**YOUR TASK**
Take every line from the listing below that includes "page" and copy it.

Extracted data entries
---------------

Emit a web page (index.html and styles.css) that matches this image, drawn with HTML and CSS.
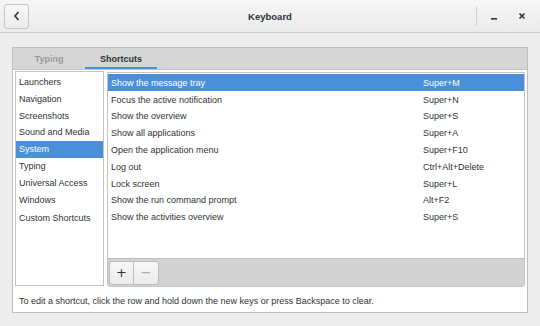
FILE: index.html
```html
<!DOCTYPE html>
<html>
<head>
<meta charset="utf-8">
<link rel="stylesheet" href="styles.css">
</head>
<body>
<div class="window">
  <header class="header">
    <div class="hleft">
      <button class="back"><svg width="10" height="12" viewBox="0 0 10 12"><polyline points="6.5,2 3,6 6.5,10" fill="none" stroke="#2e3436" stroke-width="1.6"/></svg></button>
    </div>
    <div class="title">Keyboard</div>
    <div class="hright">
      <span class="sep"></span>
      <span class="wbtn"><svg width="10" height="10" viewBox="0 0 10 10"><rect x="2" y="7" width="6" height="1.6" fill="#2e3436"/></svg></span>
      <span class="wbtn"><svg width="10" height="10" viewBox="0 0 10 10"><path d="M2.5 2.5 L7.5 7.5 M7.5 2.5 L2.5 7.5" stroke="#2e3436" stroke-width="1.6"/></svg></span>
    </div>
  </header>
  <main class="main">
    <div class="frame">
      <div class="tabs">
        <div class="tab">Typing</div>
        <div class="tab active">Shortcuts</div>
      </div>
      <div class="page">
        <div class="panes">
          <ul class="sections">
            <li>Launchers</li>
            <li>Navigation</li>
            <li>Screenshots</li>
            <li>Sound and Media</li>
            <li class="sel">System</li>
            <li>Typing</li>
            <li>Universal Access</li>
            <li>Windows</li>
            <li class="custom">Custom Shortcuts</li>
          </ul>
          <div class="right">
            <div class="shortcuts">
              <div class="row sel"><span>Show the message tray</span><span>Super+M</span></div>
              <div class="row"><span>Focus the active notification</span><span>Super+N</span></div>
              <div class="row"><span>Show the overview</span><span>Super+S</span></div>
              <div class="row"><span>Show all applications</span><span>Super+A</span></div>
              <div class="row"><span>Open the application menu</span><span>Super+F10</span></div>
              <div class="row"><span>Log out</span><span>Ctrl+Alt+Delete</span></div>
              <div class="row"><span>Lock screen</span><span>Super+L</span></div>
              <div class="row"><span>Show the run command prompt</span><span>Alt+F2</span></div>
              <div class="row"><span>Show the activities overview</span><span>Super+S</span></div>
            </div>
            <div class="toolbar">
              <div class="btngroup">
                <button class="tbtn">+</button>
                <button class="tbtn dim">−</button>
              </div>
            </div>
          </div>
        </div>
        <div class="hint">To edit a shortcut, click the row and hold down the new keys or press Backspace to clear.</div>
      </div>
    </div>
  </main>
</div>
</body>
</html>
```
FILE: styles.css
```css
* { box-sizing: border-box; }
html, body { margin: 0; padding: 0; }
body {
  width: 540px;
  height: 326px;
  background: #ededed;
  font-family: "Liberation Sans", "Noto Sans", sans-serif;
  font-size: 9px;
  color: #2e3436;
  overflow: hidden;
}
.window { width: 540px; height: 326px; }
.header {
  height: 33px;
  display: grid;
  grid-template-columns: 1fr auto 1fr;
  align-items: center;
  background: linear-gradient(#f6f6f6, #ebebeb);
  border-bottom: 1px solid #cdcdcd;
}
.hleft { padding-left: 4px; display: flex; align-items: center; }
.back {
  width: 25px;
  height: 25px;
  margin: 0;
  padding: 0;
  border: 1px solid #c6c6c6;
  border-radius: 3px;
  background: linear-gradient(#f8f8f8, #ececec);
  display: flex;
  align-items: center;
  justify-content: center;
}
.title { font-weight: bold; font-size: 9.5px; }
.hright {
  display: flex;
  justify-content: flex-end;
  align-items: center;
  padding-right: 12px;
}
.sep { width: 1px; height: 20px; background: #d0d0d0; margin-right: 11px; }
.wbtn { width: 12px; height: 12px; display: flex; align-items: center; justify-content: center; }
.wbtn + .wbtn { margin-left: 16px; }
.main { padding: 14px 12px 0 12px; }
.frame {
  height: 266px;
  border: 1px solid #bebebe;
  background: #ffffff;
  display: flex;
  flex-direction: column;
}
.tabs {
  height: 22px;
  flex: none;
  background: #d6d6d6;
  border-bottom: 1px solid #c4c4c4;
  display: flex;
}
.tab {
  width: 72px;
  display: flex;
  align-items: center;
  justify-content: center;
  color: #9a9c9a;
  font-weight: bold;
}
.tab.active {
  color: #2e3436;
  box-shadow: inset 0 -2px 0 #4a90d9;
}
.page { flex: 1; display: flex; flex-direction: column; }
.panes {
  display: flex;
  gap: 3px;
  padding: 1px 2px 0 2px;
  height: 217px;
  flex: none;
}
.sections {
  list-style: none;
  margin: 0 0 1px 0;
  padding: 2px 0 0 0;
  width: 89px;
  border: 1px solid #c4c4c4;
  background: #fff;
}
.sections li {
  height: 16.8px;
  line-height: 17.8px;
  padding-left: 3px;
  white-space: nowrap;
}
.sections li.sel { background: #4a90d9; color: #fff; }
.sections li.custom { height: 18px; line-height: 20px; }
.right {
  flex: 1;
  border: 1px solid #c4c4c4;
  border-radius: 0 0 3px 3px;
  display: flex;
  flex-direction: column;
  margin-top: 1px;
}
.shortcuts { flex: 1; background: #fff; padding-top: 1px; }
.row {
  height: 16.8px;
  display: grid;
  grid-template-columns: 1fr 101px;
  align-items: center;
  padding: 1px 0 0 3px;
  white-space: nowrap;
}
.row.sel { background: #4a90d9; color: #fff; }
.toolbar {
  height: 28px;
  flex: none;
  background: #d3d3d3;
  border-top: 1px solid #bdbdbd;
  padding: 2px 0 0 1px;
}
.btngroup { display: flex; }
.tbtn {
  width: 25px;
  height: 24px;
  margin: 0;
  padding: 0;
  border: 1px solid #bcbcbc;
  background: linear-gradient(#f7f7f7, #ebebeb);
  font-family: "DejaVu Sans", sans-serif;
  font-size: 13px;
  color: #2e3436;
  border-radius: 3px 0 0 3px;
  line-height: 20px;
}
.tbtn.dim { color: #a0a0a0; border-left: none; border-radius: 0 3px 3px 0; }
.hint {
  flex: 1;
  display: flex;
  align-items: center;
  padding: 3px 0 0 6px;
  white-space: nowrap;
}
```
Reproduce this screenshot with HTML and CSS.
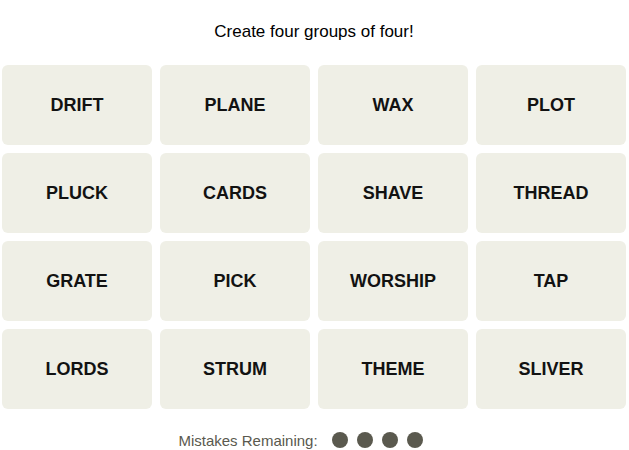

---------------

**TASK SOLUTION**
Emit a web page (index.html and styles.css) that matches this image, drawn with HTML and CSS.
      <div class="page">
.page { flex: 1; display: flex; flex-direction: column; }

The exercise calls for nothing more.